— Start RECORDS —
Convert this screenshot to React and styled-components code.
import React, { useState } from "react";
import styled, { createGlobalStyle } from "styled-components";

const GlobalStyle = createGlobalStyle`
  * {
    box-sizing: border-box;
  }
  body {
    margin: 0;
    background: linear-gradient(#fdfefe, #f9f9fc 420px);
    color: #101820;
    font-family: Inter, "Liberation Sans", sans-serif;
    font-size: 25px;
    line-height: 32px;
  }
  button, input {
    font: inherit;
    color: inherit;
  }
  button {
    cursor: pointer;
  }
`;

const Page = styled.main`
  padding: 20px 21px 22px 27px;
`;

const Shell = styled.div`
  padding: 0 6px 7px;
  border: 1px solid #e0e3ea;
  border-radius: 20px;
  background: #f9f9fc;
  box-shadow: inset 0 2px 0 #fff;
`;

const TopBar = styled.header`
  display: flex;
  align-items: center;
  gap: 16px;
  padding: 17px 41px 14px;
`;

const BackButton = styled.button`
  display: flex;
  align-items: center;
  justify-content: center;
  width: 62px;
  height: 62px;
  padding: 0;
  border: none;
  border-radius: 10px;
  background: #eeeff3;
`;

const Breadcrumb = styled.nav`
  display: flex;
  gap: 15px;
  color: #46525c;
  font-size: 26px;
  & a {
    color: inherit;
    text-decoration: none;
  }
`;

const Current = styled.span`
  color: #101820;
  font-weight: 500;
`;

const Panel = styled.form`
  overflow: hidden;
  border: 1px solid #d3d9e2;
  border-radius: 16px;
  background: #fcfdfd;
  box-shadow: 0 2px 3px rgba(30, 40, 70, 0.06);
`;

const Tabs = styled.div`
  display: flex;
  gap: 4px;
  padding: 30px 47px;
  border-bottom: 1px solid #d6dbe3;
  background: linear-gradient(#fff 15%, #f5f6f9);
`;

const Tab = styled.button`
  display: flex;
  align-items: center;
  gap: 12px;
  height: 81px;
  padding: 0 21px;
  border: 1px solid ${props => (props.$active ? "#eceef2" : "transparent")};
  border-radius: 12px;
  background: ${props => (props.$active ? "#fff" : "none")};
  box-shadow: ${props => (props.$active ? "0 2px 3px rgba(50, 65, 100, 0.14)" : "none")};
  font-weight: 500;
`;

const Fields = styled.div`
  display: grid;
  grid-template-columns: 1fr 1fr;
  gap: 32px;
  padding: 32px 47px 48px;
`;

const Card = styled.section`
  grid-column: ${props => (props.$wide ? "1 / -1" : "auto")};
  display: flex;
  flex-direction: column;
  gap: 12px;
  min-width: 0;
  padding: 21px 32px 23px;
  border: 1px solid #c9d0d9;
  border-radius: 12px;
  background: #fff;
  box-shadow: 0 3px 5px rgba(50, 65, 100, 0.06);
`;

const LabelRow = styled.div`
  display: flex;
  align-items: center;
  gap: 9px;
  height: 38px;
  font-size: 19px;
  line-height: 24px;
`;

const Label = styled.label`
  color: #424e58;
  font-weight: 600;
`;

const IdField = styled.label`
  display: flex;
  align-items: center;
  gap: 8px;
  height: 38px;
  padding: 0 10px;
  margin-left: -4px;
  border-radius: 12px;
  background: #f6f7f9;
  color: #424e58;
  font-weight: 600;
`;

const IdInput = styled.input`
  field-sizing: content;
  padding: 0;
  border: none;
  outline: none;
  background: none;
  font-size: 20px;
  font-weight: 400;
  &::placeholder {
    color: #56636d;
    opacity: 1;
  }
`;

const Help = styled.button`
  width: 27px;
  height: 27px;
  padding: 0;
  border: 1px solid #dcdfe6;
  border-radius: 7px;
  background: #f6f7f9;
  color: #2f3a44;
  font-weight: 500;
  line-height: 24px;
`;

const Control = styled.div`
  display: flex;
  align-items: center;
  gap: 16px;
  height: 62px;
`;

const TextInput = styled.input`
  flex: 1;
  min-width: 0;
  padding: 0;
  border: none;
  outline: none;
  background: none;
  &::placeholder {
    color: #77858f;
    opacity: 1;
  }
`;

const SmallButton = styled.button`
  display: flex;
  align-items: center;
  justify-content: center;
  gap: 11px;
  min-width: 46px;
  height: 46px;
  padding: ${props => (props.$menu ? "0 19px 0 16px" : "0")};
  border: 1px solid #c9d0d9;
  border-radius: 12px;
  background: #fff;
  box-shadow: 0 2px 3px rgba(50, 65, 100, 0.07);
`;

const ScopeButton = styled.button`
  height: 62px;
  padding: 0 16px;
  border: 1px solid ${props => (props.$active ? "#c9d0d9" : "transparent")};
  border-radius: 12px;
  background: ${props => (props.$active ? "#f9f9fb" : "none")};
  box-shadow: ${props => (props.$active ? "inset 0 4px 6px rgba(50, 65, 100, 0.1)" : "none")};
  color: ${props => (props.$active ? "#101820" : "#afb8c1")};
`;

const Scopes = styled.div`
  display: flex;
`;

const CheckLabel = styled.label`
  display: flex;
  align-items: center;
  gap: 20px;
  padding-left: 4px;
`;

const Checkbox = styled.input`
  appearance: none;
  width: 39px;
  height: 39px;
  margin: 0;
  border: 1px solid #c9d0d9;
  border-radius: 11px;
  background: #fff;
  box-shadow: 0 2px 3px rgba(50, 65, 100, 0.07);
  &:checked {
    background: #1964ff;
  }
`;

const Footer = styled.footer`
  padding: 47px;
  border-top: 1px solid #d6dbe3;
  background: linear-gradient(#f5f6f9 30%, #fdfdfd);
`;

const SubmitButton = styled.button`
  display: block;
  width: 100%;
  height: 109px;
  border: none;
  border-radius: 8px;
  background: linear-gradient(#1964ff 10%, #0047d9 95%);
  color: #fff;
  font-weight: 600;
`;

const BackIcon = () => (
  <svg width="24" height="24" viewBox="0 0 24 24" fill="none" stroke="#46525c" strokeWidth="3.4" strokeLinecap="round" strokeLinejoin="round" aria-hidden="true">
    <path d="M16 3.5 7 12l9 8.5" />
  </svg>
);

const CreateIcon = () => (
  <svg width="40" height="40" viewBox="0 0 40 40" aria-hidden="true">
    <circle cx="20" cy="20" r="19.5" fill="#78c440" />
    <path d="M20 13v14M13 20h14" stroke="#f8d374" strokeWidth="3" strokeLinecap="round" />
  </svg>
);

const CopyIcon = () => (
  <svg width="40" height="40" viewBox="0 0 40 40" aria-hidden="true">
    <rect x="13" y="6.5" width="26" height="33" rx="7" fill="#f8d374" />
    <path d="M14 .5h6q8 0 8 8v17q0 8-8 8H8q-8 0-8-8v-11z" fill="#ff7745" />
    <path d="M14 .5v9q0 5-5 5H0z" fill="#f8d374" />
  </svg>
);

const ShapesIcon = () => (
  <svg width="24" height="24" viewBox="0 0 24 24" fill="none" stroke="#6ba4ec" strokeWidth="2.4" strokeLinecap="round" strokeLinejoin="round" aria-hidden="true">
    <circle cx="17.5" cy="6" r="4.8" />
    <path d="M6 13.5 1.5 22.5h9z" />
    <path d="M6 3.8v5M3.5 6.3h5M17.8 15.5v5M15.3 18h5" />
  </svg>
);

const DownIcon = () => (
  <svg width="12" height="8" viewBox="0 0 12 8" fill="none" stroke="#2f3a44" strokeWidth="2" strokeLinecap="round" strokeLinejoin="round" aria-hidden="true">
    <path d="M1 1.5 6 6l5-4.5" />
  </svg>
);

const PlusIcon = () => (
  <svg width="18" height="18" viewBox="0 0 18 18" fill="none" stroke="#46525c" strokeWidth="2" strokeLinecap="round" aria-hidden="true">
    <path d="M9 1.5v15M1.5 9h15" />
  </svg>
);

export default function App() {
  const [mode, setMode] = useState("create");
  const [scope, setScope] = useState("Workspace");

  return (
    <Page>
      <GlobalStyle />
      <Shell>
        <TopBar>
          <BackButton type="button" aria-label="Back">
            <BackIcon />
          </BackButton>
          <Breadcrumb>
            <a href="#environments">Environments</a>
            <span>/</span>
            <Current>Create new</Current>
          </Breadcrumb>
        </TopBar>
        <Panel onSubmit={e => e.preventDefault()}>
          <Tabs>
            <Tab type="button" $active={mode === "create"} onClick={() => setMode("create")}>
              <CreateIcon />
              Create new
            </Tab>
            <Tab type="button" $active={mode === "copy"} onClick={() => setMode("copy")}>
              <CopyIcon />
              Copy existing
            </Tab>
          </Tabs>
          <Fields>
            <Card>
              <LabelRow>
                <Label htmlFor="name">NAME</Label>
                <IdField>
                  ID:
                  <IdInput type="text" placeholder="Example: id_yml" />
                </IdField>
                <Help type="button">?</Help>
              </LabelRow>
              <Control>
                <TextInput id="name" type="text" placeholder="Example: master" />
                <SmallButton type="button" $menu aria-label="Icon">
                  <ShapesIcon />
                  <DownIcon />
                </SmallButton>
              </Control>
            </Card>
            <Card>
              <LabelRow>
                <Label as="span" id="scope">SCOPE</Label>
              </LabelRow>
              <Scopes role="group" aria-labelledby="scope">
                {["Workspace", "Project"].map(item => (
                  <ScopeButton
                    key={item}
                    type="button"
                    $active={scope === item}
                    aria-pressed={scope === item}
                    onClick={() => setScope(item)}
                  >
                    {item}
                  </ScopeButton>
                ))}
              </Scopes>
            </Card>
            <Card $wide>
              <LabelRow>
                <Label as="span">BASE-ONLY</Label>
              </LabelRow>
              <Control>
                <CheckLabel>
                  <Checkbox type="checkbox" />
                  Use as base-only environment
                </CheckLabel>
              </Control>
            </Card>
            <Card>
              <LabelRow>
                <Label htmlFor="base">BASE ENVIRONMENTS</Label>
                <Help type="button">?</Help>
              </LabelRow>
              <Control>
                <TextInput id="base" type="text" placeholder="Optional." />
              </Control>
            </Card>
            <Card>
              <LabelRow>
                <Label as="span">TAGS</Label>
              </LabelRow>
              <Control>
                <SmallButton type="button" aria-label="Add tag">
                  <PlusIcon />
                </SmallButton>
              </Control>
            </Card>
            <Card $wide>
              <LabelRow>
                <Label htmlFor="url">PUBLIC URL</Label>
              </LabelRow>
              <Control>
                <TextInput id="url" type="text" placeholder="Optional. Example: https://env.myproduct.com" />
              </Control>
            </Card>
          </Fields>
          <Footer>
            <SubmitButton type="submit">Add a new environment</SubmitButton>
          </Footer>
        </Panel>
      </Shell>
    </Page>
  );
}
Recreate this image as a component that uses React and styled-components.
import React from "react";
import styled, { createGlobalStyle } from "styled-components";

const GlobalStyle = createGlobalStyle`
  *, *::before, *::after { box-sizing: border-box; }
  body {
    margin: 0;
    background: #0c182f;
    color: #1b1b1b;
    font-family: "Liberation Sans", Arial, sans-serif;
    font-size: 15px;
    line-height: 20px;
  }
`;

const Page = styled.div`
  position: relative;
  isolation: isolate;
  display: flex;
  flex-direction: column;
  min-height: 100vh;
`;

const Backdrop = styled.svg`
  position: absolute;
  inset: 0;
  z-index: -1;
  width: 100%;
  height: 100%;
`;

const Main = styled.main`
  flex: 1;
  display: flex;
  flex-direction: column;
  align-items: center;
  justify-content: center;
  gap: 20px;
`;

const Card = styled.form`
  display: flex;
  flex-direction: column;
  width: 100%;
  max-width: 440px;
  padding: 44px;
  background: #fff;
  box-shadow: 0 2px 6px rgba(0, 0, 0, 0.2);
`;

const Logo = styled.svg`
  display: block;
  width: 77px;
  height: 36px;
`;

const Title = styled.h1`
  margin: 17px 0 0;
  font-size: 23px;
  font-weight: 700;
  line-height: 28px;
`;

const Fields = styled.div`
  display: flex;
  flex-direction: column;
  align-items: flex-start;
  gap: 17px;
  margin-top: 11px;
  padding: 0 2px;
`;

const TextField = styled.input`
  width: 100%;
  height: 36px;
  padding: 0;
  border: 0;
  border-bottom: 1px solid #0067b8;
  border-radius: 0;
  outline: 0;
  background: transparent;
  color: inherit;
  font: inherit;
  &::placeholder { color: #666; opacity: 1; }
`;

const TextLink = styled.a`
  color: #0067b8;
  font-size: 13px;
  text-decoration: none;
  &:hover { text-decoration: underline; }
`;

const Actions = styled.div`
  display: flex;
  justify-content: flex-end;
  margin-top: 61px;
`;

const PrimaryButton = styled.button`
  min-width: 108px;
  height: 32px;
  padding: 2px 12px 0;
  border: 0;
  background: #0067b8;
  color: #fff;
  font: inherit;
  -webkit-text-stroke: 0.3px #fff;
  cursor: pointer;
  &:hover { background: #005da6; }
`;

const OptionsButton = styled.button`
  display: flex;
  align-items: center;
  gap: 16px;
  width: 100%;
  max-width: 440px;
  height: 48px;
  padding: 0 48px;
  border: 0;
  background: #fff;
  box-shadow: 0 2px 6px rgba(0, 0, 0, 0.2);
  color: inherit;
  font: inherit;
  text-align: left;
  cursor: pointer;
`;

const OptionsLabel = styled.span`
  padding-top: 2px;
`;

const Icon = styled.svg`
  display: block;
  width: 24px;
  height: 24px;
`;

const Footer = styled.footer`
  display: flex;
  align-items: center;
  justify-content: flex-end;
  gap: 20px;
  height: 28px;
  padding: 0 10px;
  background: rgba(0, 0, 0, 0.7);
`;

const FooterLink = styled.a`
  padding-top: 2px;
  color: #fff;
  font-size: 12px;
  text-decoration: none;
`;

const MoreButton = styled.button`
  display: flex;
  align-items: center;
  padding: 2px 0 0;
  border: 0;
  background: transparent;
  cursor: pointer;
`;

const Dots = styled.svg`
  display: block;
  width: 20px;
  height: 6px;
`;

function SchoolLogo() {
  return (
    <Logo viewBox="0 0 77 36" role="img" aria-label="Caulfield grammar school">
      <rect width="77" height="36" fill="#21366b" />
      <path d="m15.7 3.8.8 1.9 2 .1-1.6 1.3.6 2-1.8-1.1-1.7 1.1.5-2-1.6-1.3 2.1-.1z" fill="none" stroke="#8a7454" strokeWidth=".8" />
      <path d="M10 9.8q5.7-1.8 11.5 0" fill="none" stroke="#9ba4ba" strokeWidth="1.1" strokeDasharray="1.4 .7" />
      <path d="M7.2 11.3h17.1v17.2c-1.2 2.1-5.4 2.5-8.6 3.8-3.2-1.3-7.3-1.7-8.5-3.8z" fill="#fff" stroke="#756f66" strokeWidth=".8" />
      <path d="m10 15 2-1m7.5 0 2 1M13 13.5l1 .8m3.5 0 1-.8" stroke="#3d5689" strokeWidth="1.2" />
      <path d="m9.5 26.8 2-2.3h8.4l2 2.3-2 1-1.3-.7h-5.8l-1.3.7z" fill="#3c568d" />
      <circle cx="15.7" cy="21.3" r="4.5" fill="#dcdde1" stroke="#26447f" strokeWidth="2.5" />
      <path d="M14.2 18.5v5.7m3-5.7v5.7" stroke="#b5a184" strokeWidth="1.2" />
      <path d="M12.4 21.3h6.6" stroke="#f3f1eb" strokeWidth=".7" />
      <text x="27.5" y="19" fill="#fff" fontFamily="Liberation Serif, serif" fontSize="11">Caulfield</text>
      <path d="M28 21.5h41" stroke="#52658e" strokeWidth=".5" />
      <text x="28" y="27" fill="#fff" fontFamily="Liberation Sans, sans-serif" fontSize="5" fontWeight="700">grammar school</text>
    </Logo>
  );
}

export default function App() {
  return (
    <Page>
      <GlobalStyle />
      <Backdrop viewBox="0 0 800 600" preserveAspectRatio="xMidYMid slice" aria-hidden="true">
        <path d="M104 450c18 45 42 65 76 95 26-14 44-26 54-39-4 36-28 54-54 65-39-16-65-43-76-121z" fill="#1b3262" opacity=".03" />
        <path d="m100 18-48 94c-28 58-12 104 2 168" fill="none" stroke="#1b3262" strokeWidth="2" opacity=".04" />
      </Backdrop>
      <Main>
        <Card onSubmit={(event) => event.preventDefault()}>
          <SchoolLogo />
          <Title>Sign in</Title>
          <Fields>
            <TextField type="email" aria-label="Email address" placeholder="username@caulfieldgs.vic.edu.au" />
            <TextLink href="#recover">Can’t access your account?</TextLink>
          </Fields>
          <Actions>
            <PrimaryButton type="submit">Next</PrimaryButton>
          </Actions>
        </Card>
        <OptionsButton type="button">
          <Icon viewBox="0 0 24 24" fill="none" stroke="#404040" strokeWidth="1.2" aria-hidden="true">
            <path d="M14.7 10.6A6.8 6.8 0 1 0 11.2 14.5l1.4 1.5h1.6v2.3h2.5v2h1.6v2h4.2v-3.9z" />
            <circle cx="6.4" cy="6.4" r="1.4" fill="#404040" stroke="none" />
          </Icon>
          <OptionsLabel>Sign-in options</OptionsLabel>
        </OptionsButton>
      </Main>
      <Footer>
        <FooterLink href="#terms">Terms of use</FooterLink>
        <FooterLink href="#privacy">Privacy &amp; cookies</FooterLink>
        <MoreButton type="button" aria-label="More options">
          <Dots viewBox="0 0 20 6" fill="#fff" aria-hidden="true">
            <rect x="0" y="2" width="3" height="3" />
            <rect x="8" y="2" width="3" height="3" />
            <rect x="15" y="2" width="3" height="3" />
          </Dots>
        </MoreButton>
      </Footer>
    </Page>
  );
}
— End RECORDS —
*WHAT YOU SHOULD DO*.
Check each line of these records for the string "React" and state only how many lines have it.

*IN RESPONSE*.
4